Le film relate l'épopée d'adolescents sénégalais, Seydou (Seydou Sarr) et Moussa (Moustapha Fall), deux cousins qui décident de quitter sans un mot leur famille pour tenter leur chance en Europe. Sans misérabilisme, il évoque les périls qui les attendent sur leur route : marches éreintantes à travers le Sahara, tortures dans les geôles libyennes, esclavagisme... Les deux cousins finiront par embarquer pour l'Italie à bord d'un bateau surpeuplé.

Un road movie initiatique

Le long-métrage, qui ne s'appesantit pas sur les raisons qui poussent les jeunes Sénégalais à s'exiler, se veut comme "un contre-champ à ce que l'on voit d'habitude", a expliqué mercredi Matteo Garonne, 54 ans."Depuis des années, nous voyons des bateaux qui arrivent de Méditerranée. Parfois, on les sauve. D'autres fois, non", observe Matteo Garonne. "Avec le temps, on s'habitue à voir ces personnes comme des chiffres et on oublie que derrière il y a tout un monde, des familles, des rêves, des désirs...".

"L'idée est de poser la caméra sur le côté opposé, c'est-à-dire en Afrique, en la pointant vers l'Europe, pour raconter leur voyage et surtout le vivre avec eux". Pour ce road movie initiatique, le réalisateur s'est longuement documenté, notamment en recueillant des témoignages de migrants.

Au-delà, le film interroge la responsabilité des Européens, qui ont sous-traité une partie de la politique migratoire à des régimes de la rive sud de la Méditerranée ou se renvoient la balle entre Etats pour éviter de porter assistance à des bateaux de migrants en difficulté.

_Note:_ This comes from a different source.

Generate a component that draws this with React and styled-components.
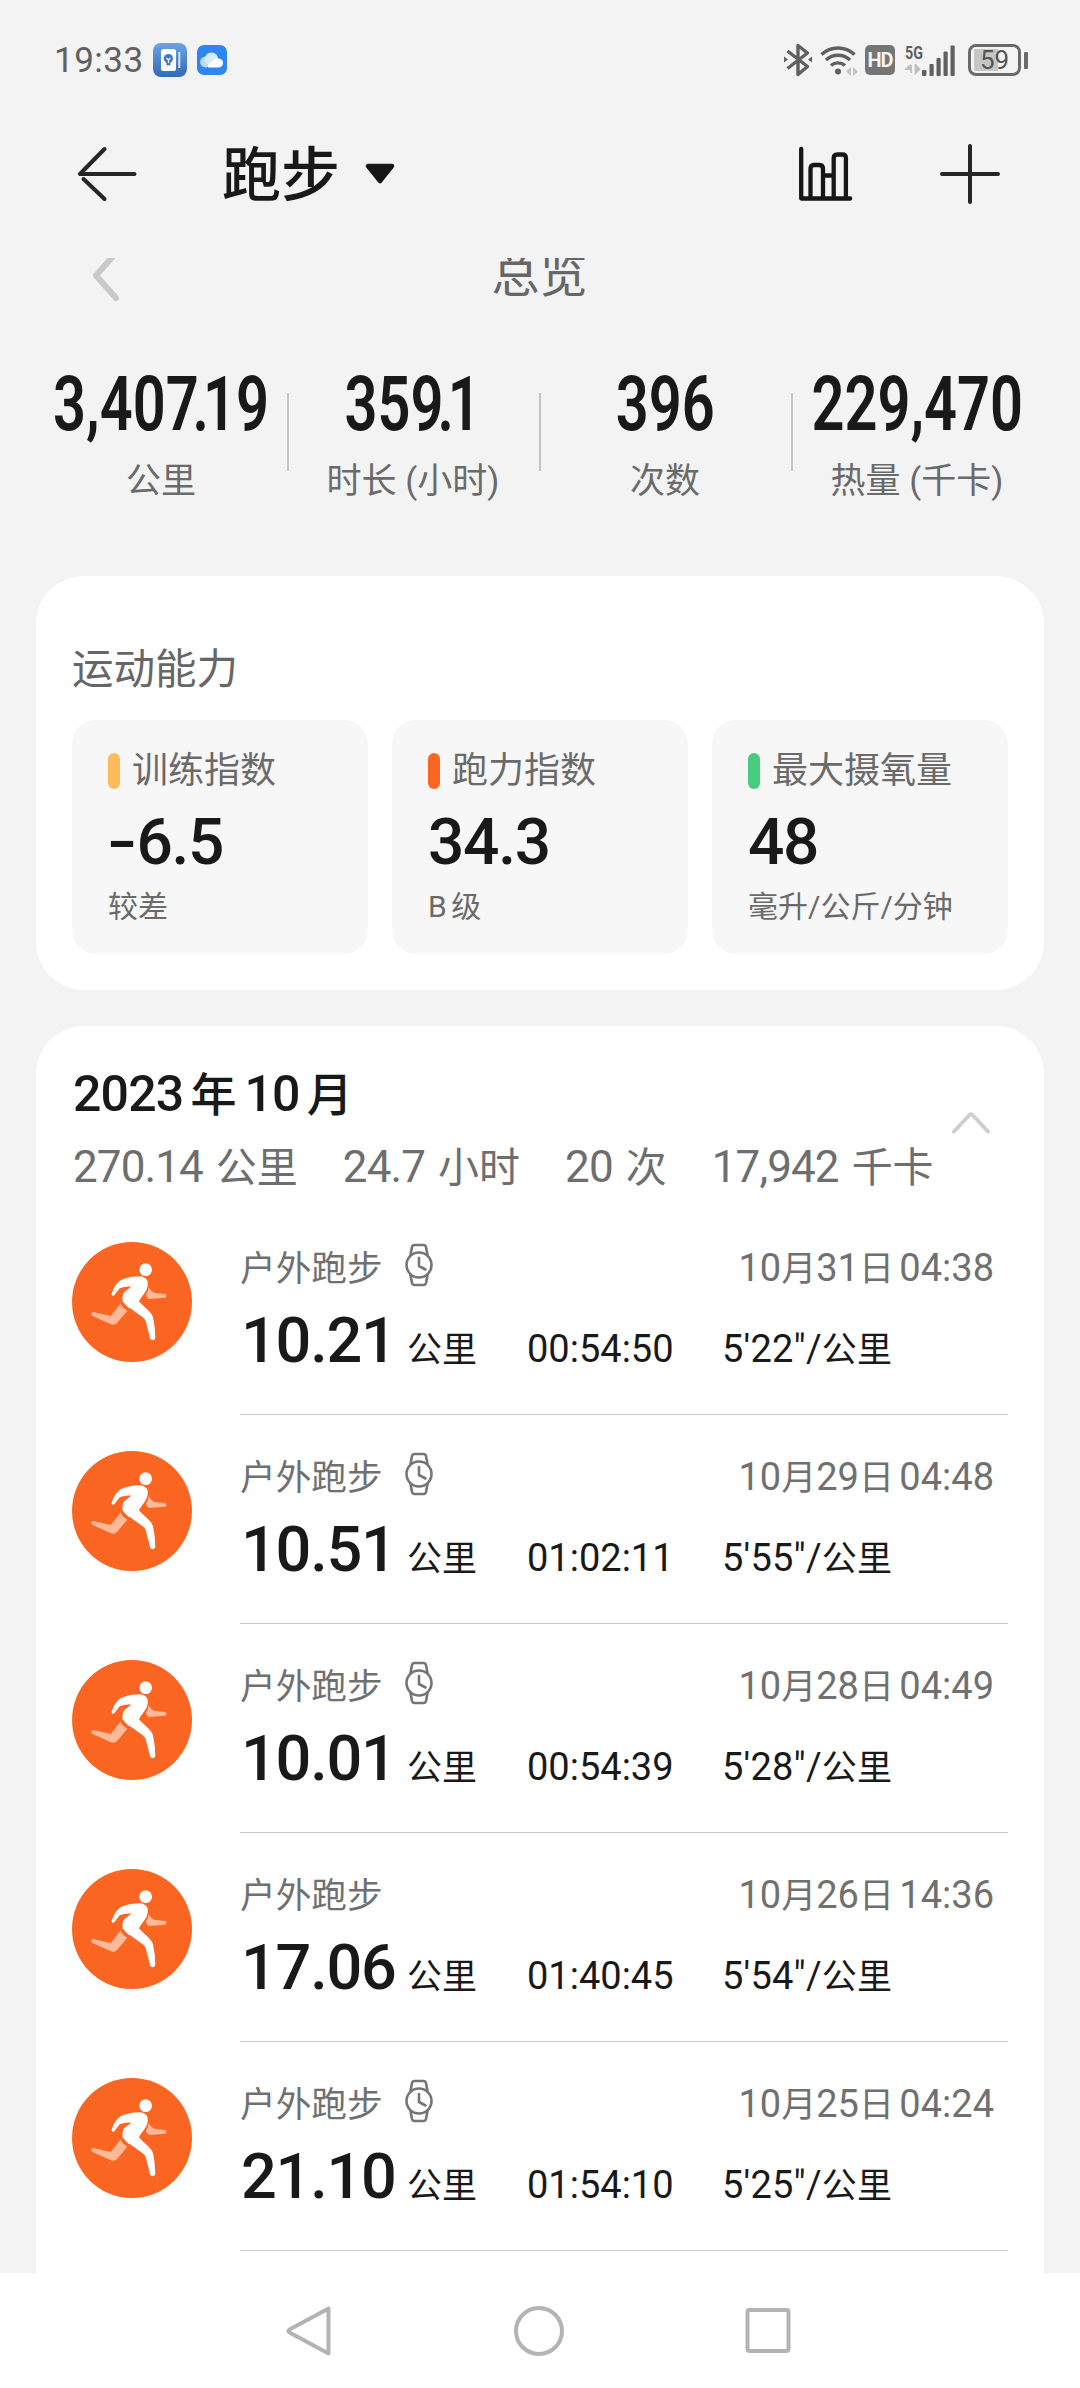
import React from 'react'
import styled, { createGlobalStyle } from 'styled-components'

// "tight" is the part of the number that is set closer together
const totals = [
  { start: '3,40', tight: '7.', end: '19', label: '公里' },
  { start: '35', tight: '9.', end: '1', label: '时长 (小时)' },
  { start: '396', label: '次数' },
  { start: '229,470', label: '热量 (千卡)' },
]

const abilities = [
  { name: '训练指数', sign: '-', value: '6.5', note: '较差', color: '#fdbb5c' },
  { name: '跑力指数', value: '34.3', note: 'B 级', color: '#fb6522' },
  { name: '最大摄氧量', value: '48', note: '毫升/公斤/分钟', color: '#47cc7f' },
]

const month = [
  { value: '270.14', unit: '公里' },
  { value: '24.7', unit: '小时' },
  { value: '20', unit: '次' },
  { value: '17,942', unit: '千卡' },
]

const runs = [
  { day: '31', time: '04:38', distance: '10.21', duration: '00:54:50', pace: '5\'22"', watch: true },
  { day: '29', time: '04:48', distance: '10.51', duration: '01:02:11', pace: '5\'55"', watch: true },
  { day: '28', time: '04:49', distance: '10.01', duration: '00:54:39', pace: '5\'28"', watch: true },
  { day: '26', time: '14:36', distance: '17.06', duration: '01:40:45', pace: '5\'54"', watch: false },
  { day: '25', time: '04:24', distance: '21.10', duration: '01:54:10', pace: '5\'25"', watch: true },
]

const NotesIcon = () => (
  <svg width="34" height="34" viewBox="0 0 34 34">
    <defs>
      <linearGradient id="notes" x1="0" y1="0" x2="0" y2="1">
        <stop offset="0" stopColor="#6aa3e6" />
        <stop offset="1" stopColor="#3567b8" />
      </linearGradient>
    </defs>
    <rect width="34" height="34" rx="8" fill="url(#notes)" />
    <rect x="8" y="6" width="15" height="22" rx="2.5" fill="#fff" />
    <circle cx="15.4" cy="15.6" r="4.6" fill="#3f77c9" />
    <path d="M13.4 19h4v3.4h-4z" fill="#3f77c9" />
    <path d="M13.3 15l2.1 2 2.1-2M15.4 17v3" stroke="#fff" strokeWidth="1.1" fill="none" />
    <path d="M26.3 9v16" stroke="#d5e3f7" strokeWidth="2" />
  </svg>
)

const CloudIcon = () => (
  <svg width="30" height="30" viewBox="0 0 30 30">
    <rect width="30" height="30" rx="7" fill="#2f86f3" />
    <circle cx="8.5" cy="17" r="5.4" fill="#bcdcff" />
    <circle cx="14.5" cy="14" r="6.6" fill="#d9ebff" />
    <path d="M11 22.4a6 6 0 0 1 4.6-6 6 6 0 0 1 7.2-2.6 4.4 4.4 0 0 1-.6 8.6z" fill="#fff" />
  </svg>
)

const BluetoothIcon = () => (
  <svg width="30" height="36" viewBox="0 0 30 36" fill="none" stroke="#606060" strokeWidth="3.4" strokeLinejoin="round">
    <path d="M4.5 9l20 15.5L15 32.5v-29L24.5 11 4.5 26.5" />
    <path d="M1 14.5l4 3-4 3zM29 14.5l-4 3 4 3z" fill="#606060" stroke="none" />
  </svg>
)

const WifiIcon = () => (
  <svg width="38" height="34" viewBox="0 0 38 34" fill="none" stroke="#606060" strokeWidth="3.4">
    <path d="M1.5 11.5a24 24 0 0 1 33 0M6 17a17.5 17.5 0 0 1 24 0M11 22.5a10.5 10.5 0 0 1 14 0" />
    <circle cx="18" cy="28.5" r="3" fill="#606060" stroke="none" />
    <path d="M31 24v9l-5-4.5zM33 24v9l5-4.5z" fill="#c4c4c4" stroke="none" />
  </svg>
)

const SignalIcon = () => (
  <svg width="52" height="34" viewBox="0 0 52 34">
    <path d="M6 22v8M6 22l-5 4h5M10.5 21v9l4.5-4.5" fill="#bfbfbf" stroke="#bfbfbf" strokeWidth="1.8" />
    <g fill="#606060">
      <rect x="17" y="27" width="4.4" height="6" rx="1" />
      <rect x="24.5" y="21" width="4.2" height="12" rx="1" />
      <rect x="31.5" y="15" width="4.2" height="18" rx="1" />
      <rect x="38.5" y="8.5" width="4.2" height="24.5" rx="1" />
      <rect x="45.5" y="2.5" width="4.2" height="30.5" rx="1" />
    </g>
  </svg>
)

const BackIcon = () => (
  <svg width="60" height="56" viewBox="0 0 60 56" fill="none" stroke="#262626" strokeWidth="4" strokeLinecap="round">
    <path d="M27.5 3L3 28h54.5M6.5 33L27.5 53" strokeLinejoin="round" />
  </svg>
)

const StatsIcon = () => (
  <svg width="56" height="56" viewBox="0 0 56 56" fill="none" stroke="#161616" strokeWidth="4.3" strokeLinecap="round" strokeLinejoin="round">
    <path d="M3.2 3v49.500h49M12.500 52V23q0-4 3.500-4h5.500q3.500 0 3.500 4v29M35.700 52V12q0-3.500 3.500-3.500h5.200q3.500 0 3.500 3.500v40M25 29.500h10.700" />
  </svg>
)

const PlusIcon = () => (
  <svg width="60" height="60" viewBox="0 0 60 60" stroke="#262626" strokeWidth="4" strokeLinecap="round">
    <path d="M2 30h56M30 2v56" />
  </svg>
)

const RunnerIcon = () => (
  <svg width="120" height="120" viewBox="36 36 360 360">
    <circle cx="216" cy="216" r="180" fill="#fb6522" />
    <g fill="#ffb898">
      <path d="M266 171q8 16 20 18l30 3q7 5 0 11l-48 4q-8-1-10-14 8-10 8-22z" />
      <path d="M182 220q4 14 20 22l-30 36q-7 8-16 6l-60-27q-6-8 4-11l52 12q14-16 30-38z" />
    </g>
    <g fill="#fff">
      <circle cx="257" cy="119" r="19" />
      <path d="M155 191q8-26 26-40 26-12 58-12 20 2 24 16 2 18-8 32l-19 27 30 28q10 9 13 20 7 32 7 62-6 12-15 3l-14-53q-2-7-9-12l-50-36q-18-16-5-40l24-16q-22-2-38 5l-16 21q-8 4-8-5z" />
      <path d="M189 192l26-23 30-5-9 60-30 10-18-20z" />
    </g>
  </svg>
)

const WatchIcon = () => (
  <svg width="28" height="44" viewBox="0 0 28 44" fill="none" stroke="#757575" strokeWidth="2.6" strokeLinejoin="round" strokeLinecap="round">
    <circle cx="14" cy="22" r="12.5" />
    <path d="M5.500 12l1.500-8q.500-2 2.500-2h9q2 0 2.500 2l1.500 8M5.500 32l1.500 8q.500 2 2.500 2h9q2 0 2.500-2l1.500-8M14 15v8l6.500 3.500" />
  </svg>
)

const App = () => {
  return (
    <>
      <GlobalStyle />
      <Screen>
        <StatusBar>
          <Clock>19:33</Clock>
          <NotesIcon />
          <CloudIcon />
          <StatusRight>
            <BluetoothIcon />
            <WifiIcon />
            <HdBadge>HD</HdBadge>
            <Signal>
              <SignalIcon />
              <Network>5G</Network>
            </Signal>
            <Battery>
              <BatteryBody><span>59</span></BatteryBody>
              <BatteryTip />
            </Battery>
          </StatusRight>
        </StatusBar>

        <Header>
          <BackIcon />
          <Title>跑步</Title>
          <svg width="32" height="24" viewBox="0 0 32 24">
            <path d="M4 4h24L16 19z" fill="#161616" stroke="#161616" strokeWidth="4.5" strokeLinejoin="round" />
          </svg>
          <HeaderActions>
            <StatsIcon />
            <PlusIcon />
          </HeaderActions>
        </Header>

        <Content>
          <Overview>
            <svg width="30" height="56" viewBox="0 0 30 56" fill="none" stroke="#c9c9c9" strokeWidth="6" strokeLinecap="round" strokeLinejoin="round">
              <path d="M26 5L6 27.500 26 50" />
            </svg>
            <OverviewTitle>总览</OverviewTitle>
          </Overview>
          <Totals>
            {totals.map((item) => (
              <Total key={item.label}>
                <TotalValue>
                  {item.start}
                  {item.tight && <Tight>{item.tight}</Tight>}
                  {item.end}
                </TotalValue>
                <TotalLabel>{item.label}</TotalLabel>
              </Total>
            ))}
          </Totals>

          <AbilityCard>
            <CardTitle>运动能力</CardTitle>
            <Tiles>
              {abilities.map((item) => (
                <Tile key={item.name}>
                  <TileHead>
                    <Pill $color={item.color} />
                    {item.name}
                  </TileHead>
                  <TileValue>
                    {item.sign && <Sign>{item.sign}</Sign>}
                    {item.value}
                  </TileValue>
                  <TileNote>{item.note}</TileNote>
                </Tile>
              ))}
            </Tiles>
          </AbilityCard>

          <MonthCard>
            <MonthHead>
              <MonthTitle>
                <b>2023</b><span>年</span><b>10</b><span>月</span>
              </MonthTitle>
              <MonthStats>
                {month.map((item) => (
                  <MonthStat key={item.unit}>
                    <span>{item.value}</span>
                    {item.unit}
                  </MonthStat>
                ))}
              </MonthStats>
              <Collapse width="40" height="24" viewBox="0 0 40 24" fill="none" stroke="#cfcfcf" strokeWidth="4" strokeLinecap="round" strokeLinejoin="round">
                <path d="M3 20.500L18.500 4q1.500-1.200 3 0L37 20.500" />
              </Collapse>
            </MonthHead>
            {runs.map((run) => (
              <Run key={run.day}>
                <RunnerIcon />
                <RunBody>
                  <RunTop>
                    <RunName>户外跑步</RunName>
                    {run.watch && <WatchIcon />}
                    <RunDate>
                      <em>10</em>月<em>{run.day}</em>日<em>{' ' + run.time}</em>
                    </RunDate>
                  </RunTop>
                  <RunBottom>
                    <Distance>{run.distance}</Distance>
                    <Unit>公里</Unit>
                    <Duration>{run.duration}</Duration>
                    <Pace>{run.pace}/<Unit>公里</Unit></Pace>
                  </RunBottom>
                </RunBody>
              </Run>
            ))}
          </MonthCard>
        </Content>

        <NavBar>
          <svg width="46" height="52" viewBox="0 0 46 52">
            <path d="M42.500 3.500v45L3.500 27.500q-2-1.500 0-3z" />
          </svg>
          <svg width="52" height="52" viewBox="0 0 52 52">
            <circle cx="26" cy="26" r="23" />
          </svg>
          <svg width="46" height="48" viewBox="0 0 46 48">
            <rect x="2.500" y="3" width="41" height="41" rx="2" />
          </svg>
        </NavBar>
      </Screen>
    </>
  )
}

const GlobalStyle = createGlobalStyle`
  body {
    margin: 0;
    background: #f3f3f3;
    font-family: Roboto, "Noto Sans CJK SC", sans-serif;
    color: #191919;
  }
  svg {
    display: block;
    flex: none;
  }
`

const Screen = styled.div`
  width: 1080px;
  height: 2388px;
  display: flex;
  flex-direction: column;
  overflow: hidden;
  white-space: nowrap;
`

const StatusBar = styled.div`
  height: 120px;
  flex: none;
  box-sizing: border-box;
  padding: 0 52px 0 54px;
  display: flex;
  align-items: center;
  gap: 10px;
`

const Clock = styled.div`
  width: 89px;
  font-size: 35px;
  letter-spacing: 0.5px;
  color: #606060;
`

const StatusRight = styled.div`
  margin-left: auto;
  display: flex;
  align-items: center;
  > svg:first-child {
    margin-right: 7px;
  }
`

const HdBadge = styled.div`
  width: 30px;
  height: 30px;
  margin: 0 10px 0 7px;
  border-radius: 5px;
  background: #757575;
  color: #f3f3f3;
  font-size: 20px;
  font-weight: 700;
  line-height: 31px;
  text-align: center;
  letter-spacing: -1px;
`

const Signal = styled.div`
  position: relative;
  margin-right: 11px;
`

const Network = styled.span`
  position: absolute;
  left: 0;
  top: 0;
  font-size: 19px;
  font-weight: 700;
  line-height: 19px;
  color: #606060;
  transform: scaleX(0.75);
  transform-origin: left;
`

const Battery = styled.div`
  display: flex;
  align-items: center;
  gap: 3px;
`

const BatteryBody = styled.div`
  width: 53px;
  height: 32px;
  box-sizing: border-box;
  border: 3.5px solid #6a6a6a;
  border-radius: 8px;
  font-size: 26px;
  line-height: 26px;
  text-align: center;
  color: #555;
  background: linear-gradient(90deg, transparent 3px, #c6c6c6 3px, #c6c6c6 27px, transparent 27px);
  background-clip: content-box;
  padding: 2px 0;
  span {
    display: block;
    margin-top: -2px;
  }
`

const BatteryTip = styled.div`
  width: 4px;
  height: 17px;
  border-radius: 1px;
  background: #6a6a6a;
`

const Header = styled.header`
  height: 108px;
  flex: none;
  margin-bottom: 30px;
  padding: 0 80px 0 77px;
  display: flex;
  align-items: center;
`

const Title = styled.h1`
  margin: 3px 24px 0 85px;
  font-size: 59px;
  line-height: 80px;
  font-weight: 500;
`

const HeaderActions = styled.div`
  margin-left: auto;
  display: flex;
  align-items: center;
  gap: 86px;
`

const Content = styled.main`
  flex: 1;
  min-height: 0;
  overflow: hidden;
`

const Overview = styled.div`
  height: 50px;
  margin-top: -7px;
  padding-left: 90px;
  display: flex;
  align-items: center;
`

const OverviewTitle = styled.div`
  flex: 1;
  padding-right: 121px;
  text-align: center;
  font-size: 48px;
  line-height: 50px;
  font-weight: 400;
  color: #666;
`

const Totals = styled.section`
  margin: 64px 37px 0 35px;
  display: grid;
  grid-template-columns: repeat(4, 252px);
`

const Total = styled.div`
  position: relative;
  height: 140px;
  display: flex;
  flex-direction: column;
  align-items: center;
  & + &::before {
    content: "";
    position: absolute;
    left: 0;
    top: 28px;
    width: 2px;
    height: 78px;
    background: #c4c4c4;
  }
`

const TotalValue = styled.div`
  font-size: 76px;
  line-height: 78px;
  font-weight: 600;
  transform: scaleX(0.76);
`

const Tight = styled.span`
  letter-spacing: -8px;
`

const TotalLabel = styled.div`
  margin-top: 18px;
  font-size: 35px;
  line-height: 42px;
  color: #6a6a6a;
`

const Card = styled.section`
  margin: 0 36px;
  box-sizing: border-box;
  border-radius: 48px;
  background: #fff;
`

const AbilityCard = styled(Card)`
  height: 414px;
  margin-top: 71px;
  padding: 66px 36px 0;
`

const CardTitle = styled.h2`
  margin: 0 0 22px;
  font-size: 41.5px;
  line-height: 56px;
  font-weight: 400;
  color: #666;
`

const Tiles = styled.div`
  display: grid;
  grid-template-columns: repeat(3, 296px);
  gap: 24px;
`

const Tile = styled.div`
  height: 234px;
  box-sizing: border-box;
  padding: 29px 0 0 36px;
  border-radius: 24px;
  background: #f7f7f7;
`

const TileHead = styled.div`
  display: flex;
  align-items: center;
  gap: 12px;
  font-size: 36px;
  line-height: 44px;
  color: #6a6a6a;
`

const Pill = styled.i`
  width: 12px;
  height: 36px;
  border-radius: 6px;
  background: ${({ $color }) => $color};
`

const TileValue = styled.div`
  margin-top: 12px;
  font-size: 64px;
  line-height: 76px;
  font-weight: 500;
  letter-spacing: -1.3px;
`

const Sign = styled.span`
  display: inline-block;
  margin: 0 5px 0 3px;
  transform: scaleX(1.35);
`

const TileNote = styled.div`
  margin-top: 6px;
  font-size: 30px;
  line-height: 40px;
  word-spacing: -3px;
  color: #6a6a6a;
`

const MonthCard = styled(Card)`
  height: 1400px;
  margin-top: 36px;
  padding: 36px 36px 0;
`

const MonthHead = styled.div`
  position: relative;
  height: 144px;
`

const MonthTitle = styled.h2`
  margin: 0 0 0 1px;
  height: 64px;
  display: flex;
  align-items: baseline;
  font-size: 46px;
  line-height: 64px;
  font-weight: 500;
  b {
    font-size: 50px;
    font-weight: 500;
    letter-spacing: -0.8px;
  }
  span {
    margin: 0 8px 0 7px;
  }
`

const MonthStats = styled.div`
  margin: 11px 0 0 1px;
  display: flex;
  gap: 45px;
`

const MonthStat = styled.div`
  font-size: 41px;
  line-height: 60px;
  color: #6e6e6e;
  span {
    margin-right: 13px;
    font-size: 44px;
    letter-spacing: -0.9px;
  }
`

const Collapse = styled.svg`
  position: absolute;
  right: 17px;
  top: 49px;
`

const Run = styled.div`
  height: 209px;
  display: flex;
  align-items: flex-start;
  gap: 48px;
  > svg {
    margin-top: 36px;
  }
`

const RunBody = styled.div`
  flex: 1;
  height: 209px;
  box-sizing: border-box;
  border-bottom: 1px solid #c8c8c8;
`

const RunTop = styled.div`
  height: 46px;
  margin-top: 36px;
  display: flex;
  align-items: center;
  color: #707070;
`

const RunName = styled.div`
  margin-right: 22px;
  font-size: 35.7px;
`

const RunDate = styled.div`
  margin: 0 14px 0 auto;
  font-size: 35px;
  word-spacing: -4px;
  em {
    font-style: normal;
    font-size: 38px;
    white-space: pre;
  }
`

const RunBottom = styled.div`
  height: 70px;
  margin-top: 11px;
  display: flex;
  align-items: baseline;
`

const Distance = styled.div`
  width: 166px;
  padding-left: 1px;
  font-size: 63px;
  line-height: 84px;
  font-weight: 500;
  letter-spacing: -1.2px;
`

const Unit = styled.span`
  font-size: 35px;
`

const Duration = styled.div`
  width: 195px;
  margin-left: 50px;
  font-size: 38px;
`

const Pace = styled.div`
  font-size: 38px;
  letter-spacing: 0.2px;
`

const NavBar = styled.nav`
  height: 115px;
  flex: none;
  display: flex;
  align-items: center;
  justify-content: space-between;
  box-sizing: border-box;
  padding: 0 289px 0 286px;
  background: #fff;
  path, circle, rect {
    fill: none;
    stroke: #b3b3b3;
    stroke-width: 4;
    stroke-linejoin: round;
  }
`

export default App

"Rendre justice aux invisibles"

Une autre grande voix du cinéma européen, la Polonaise Agnieszka Holland, en compétition avec Green Border, voudrait que les Européens cessent "de se cacher la tête dans le sable" face à la situation à leurs frontières. "Les gens ne veulent pas voir ce qui se passe aux frontières, c'est pour cela que j'ai fait ce film", explique la cinéaste de 74 ans. Son film choral de 2H30 en noir et blanc est une peinture sans concession du sort de migrants originaires de Syrie, d'Afghanistan et d'Afrique, ballottés entre la Pologne et le Bélarus en 2021, prisonniers d'un jeu diplomatique qui les dépasse.

La cinéaste Agnieszka Holland avec ses deux jeunes comédiennes lors de la présentation de son film "Green Border" à la Mostra de Venise le 5 septembre 2023 (Tiziana FABI / AFP)

Le long métrage, lui aussi présenté en compétition, veut "rendre justice et donner la parole à ceux qui ont été réduits au silence". Il a déjà provoqué l'ire du gouvernement polonais, qui s'en est pris verbalement à la réalisatrice plusieurs fois nommée aux Oscars, et qui a vécu entre l'Allemagne, la Pologne, la France, et les Etats-Unis, où elle a réalisé des épisodes de séries à succès comme The Wire, The Killing ou House of cards. Pas de quoi impressionner Agnieszka Holland : sans prise de conscience, l'Europe "va devenir une sorte de forteresse où, nous, Européens, tuerons les gens qui cherchent à rejoindre notre continent", met-elle en garde.